WHAT THIS TASK INVOLVES → Search the listing below for "page". Copy each matching line.
start INPUT
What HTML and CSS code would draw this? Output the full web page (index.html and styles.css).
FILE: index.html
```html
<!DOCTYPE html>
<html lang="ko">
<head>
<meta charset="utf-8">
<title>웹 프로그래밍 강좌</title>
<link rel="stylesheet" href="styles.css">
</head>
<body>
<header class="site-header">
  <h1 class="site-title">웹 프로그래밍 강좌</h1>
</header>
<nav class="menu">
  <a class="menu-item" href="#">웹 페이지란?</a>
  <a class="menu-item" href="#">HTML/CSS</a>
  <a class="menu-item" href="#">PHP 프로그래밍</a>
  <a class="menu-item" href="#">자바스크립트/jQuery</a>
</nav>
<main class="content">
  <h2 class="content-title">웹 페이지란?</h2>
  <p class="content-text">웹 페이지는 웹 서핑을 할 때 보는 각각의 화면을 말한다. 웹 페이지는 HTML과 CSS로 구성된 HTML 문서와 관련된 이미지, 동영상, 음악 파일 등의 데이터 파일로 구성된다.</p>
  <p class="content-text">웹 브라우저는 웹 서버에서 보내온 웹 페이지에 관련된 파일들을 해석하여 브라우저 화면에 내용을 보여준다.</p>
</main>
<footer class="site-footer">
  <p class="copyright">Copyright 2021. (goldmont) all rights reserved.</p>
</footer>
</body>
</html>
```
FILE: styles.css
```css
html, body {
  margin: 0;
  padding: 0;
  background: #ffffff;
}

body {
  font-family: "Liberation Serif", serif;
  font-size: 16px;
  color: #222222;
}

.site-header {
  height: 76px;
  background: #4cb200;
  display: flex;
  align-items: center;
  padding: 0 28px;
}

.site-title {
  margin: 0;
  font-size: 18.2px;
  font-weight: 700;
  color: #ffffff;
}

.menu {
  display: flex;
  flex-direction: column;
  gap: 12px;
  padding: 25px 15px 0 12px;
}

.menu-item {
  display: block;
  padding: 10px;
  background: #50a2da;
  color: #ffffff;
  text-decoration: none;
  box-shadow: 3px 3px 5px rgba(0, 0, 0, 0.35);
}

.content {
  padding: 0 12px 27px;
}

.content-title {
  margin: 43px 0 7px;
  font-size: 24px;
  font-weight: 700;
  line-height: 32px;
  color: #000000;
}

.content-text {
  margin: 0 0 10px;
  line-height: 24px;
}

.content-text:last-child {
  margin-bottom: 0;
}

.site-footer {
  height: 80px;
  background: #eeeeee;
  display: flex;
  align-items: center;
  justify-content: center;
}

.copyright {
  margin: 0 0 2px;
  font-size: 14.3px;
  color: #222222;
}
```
end INPUT
start INPUT
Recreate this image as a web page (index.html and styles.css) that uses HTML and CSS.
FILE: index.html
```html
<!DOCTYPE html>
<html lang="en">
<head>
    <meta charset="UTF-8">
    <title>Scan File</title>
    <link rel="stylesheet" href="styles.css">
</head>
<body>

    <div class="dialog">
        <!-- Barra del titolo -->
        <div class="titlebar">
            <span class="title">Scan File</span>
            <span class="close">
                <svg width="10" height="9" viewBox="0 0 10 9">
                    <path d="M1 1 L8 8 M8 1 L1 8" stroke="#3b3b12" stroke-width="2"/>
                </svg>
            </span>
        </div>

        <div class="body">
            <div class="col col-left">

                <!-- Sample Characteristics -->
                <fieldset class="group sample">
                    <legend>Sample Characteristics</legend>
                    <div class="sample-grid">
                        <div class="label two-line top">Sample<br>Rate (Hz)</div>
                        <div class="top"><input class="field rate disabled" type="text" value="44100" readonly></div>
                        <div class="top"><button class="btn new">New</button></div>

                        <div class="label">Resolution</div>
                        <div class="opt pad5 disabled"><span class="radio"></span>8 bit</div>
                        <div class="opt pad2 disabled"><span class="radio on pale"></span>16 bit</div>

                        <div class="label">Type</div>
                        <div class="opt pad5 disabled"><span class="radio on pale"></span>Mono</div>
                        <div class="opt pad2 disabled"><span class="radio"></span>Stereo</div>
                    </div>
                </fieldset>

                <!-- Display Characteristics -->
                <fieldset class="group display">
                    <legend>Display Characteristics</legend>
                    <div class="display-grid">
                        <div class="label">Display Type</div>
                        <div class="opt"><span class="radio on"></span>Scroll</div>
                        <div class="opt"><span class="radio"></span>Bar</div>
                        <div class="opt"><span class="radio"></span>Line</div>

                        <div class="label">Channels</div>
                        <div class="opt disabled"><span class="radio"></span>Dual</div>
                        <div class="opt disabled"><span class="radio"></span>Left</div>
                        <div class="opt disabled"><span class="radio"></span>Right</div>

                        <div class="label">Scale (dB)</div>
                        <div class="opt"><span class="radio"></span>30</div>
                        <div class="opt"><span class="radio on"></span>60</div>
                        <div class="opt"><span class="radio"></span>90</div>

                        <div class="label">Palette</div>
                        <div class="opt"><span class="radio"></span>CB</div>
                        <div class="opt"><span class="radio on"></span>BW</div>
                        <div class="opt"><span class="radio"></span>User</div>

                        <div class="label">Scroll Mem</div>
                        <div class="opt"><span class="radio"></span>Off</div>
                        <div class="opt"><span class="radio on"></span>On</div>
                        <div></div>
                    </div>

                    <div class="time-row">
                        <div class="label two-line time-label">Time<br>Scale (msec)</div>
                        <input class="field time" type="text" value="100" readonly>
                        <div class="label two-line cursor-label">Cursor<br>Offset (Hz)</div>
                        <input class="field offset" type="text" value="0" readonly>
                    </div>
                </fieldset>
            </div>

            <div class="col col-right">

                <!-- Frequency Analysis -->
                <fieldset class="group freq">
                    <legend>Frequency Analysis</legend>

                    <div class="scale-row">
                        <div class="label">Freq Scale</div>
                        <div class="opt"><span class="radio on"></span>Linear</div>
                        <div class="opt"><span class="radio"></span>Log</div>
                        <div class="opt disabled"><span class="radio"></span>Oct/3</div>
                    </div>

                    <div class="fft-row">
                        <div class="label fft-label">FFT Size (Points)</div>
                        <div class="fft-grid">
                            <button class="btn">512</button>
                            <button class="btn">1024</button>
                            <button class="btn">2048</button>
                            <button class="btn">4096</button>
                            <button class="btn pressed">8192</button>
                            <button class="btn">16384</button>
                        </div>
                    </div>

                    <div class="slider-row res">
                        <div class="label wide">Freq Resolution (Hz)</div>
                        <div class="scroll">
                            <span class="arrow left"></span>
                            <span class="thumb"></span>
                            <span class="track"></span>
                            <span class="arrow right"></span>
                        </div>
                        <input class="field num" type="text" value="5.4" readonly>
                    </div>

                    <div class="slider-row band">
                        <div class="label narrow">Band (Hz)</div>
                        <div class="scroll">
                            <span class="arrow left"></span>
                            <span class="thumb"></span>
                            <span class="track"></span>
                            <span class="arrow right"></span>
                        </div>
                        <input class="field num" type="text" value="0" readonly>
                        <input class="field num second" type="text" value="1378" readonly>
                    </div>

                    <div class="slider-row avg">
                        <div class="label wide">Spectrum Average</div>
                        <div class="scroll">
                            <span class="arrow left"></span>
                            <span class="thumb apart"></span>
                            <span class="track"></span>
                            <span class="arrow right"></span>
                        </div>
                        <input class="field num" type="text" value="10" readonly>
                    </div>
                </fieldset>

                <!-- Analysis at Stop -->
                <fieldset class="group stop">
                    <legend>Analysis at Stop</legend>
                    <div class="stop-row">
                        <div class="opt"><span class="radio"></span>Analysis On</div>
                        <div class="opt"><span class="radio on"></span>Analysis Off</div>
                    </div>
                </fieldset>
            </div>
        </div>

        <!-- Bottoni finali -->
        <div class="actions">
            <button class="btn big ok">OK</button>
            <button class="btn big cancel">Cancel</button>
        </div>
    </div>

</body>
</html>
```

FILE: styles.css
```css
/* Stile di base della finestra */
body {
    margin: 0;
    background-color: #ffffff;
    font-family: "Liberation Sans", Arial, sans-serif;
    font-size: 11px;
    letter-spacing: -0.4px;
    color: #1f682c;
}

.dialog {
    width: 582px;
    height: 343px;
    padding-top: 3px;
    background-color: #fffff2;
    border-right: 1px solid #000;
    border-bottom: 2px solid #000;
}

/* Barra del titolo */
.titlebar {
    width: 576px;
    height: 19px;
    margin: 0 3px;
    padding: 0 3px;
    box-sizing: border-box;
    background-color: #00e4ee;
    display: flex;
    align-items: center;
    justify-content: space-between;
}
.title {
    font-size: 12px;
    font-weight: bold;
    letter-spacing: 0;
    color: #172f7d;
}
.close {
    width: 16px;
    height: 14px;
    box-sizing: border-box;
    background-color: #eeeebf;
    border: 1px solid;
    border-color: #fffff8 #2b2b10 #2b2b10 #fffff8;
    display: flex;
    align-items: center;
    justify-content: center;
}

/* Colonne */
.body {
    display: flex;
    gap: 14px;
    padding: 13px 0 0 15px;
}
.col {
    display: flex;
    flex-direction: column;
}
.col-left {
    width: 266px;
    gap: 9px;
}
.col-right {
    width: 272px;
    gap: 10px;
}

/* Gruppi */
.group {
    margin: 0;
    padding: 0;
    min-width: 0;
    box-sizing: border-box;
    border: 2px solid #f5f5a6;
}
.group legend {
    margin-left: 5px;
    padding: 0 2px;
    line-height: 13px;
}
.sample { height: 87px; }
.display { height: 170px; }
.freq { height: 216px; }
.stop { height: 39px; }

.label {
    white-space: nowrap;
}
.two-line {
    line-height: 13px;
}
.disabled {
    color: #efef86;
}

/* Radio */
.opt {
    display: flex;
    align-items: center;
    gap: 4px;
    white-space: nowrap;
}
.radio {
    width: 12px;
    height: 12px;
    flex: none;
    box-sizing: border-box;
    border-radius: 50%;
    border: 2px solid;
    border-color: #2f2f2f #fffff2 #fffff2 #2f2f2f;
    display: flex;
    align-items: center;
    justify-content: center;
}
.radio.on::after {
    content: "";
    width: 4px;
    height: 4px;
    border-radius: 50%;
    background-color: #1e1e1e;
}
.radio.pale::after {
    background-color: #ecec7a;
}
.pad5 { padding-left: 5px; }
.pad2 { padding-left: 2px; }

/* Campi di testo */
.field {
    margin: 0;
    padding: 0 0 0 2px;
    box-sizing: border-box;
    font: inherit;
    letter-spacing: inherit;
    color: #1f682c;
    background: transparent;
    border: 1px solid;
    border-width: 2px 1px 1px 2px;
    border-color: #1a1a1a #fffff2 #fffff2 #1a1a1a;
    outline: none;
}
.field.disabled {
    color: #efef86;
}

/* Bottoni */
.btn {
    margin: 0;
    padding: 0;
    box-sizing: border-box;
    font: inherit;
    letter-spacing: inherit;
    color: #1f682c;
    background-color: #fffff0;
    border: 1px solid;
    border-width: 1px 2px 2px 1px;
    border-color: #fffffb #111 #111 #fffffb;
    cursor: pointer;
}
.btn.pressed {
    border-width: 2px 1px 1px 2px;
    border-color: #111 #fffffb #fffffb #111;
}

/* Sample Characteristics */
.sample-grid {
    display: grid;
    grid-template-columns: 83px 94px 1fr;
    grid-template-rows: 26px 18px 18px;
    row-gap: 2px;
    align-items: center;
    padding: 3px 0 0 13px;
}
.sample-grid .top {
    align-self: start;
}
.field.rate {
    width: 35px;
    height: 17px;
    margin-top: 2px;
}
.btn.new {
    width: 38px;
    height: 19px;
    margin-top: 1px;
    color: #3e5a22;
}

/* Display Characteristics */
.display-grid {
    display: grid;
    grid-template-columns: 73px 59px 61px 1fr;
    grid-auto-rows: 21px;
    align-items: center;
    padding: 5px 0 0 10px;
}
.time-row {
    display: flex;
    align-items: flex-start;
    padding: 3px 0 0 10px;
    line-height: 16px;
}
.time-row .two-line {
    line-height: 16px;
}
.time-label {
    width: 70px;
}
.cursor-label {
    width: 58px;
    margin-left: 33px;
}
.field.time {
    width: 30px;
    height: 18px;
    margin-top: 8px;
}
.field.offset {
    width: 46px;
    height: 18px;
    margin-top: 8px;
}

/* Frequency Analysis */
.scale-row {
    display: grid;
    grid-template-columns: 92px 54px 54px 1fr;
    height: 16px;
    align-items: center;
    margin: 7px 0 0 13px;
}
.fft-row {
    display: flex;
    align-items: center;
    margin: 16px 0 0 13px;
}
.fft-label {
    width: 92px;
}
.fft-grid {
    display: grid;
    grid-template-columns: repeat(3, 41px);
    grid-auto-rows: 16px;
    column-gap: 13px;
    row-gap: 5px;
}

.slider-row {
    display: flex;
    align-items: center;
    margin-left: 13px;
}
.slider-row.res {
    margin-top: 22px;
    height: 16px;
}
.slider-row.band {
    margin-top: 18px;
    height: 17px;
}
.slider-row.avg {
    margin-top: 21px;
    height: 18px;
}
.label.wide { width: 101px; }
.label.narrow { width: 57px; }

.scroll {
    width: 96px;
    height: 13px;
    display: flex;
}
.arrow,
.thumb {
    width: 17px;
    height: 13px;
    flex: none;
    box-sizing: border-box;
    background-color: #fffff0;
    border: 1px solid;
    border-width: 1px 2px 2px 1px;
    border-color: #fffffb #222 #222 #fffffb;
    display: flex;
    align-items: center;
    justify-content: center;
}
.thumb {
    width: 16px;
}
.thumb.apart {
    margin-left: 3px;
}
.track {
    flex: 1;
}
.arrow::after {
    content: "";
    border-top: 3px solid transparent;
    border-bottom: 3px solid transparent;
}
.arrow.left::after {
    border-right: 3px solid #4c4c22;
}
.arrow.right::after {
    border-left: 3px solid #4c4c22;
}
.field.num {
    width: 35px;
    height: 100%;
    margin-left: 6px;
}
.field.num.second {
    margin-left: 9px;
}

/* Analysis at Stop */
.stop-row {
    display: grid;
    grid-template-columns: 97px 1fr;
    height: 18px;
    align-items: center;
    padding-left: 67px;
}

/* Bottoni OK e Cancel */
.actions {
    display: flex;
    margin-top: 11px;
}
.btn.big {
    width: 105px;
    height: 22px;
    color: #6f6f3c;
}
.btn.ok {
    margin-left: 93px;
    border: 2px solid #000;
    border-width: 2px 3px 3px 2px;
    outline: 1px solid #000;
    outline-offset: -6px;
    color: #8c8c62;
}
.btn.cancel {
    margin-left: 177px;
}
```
end INPUT
FINISHED EXERCISE →
What HTML and CSS code would draw this? Output the full web page (index.html and styles.css).
Recreate this image as a web page (index.html and styles.css) that uses HTML and CSS.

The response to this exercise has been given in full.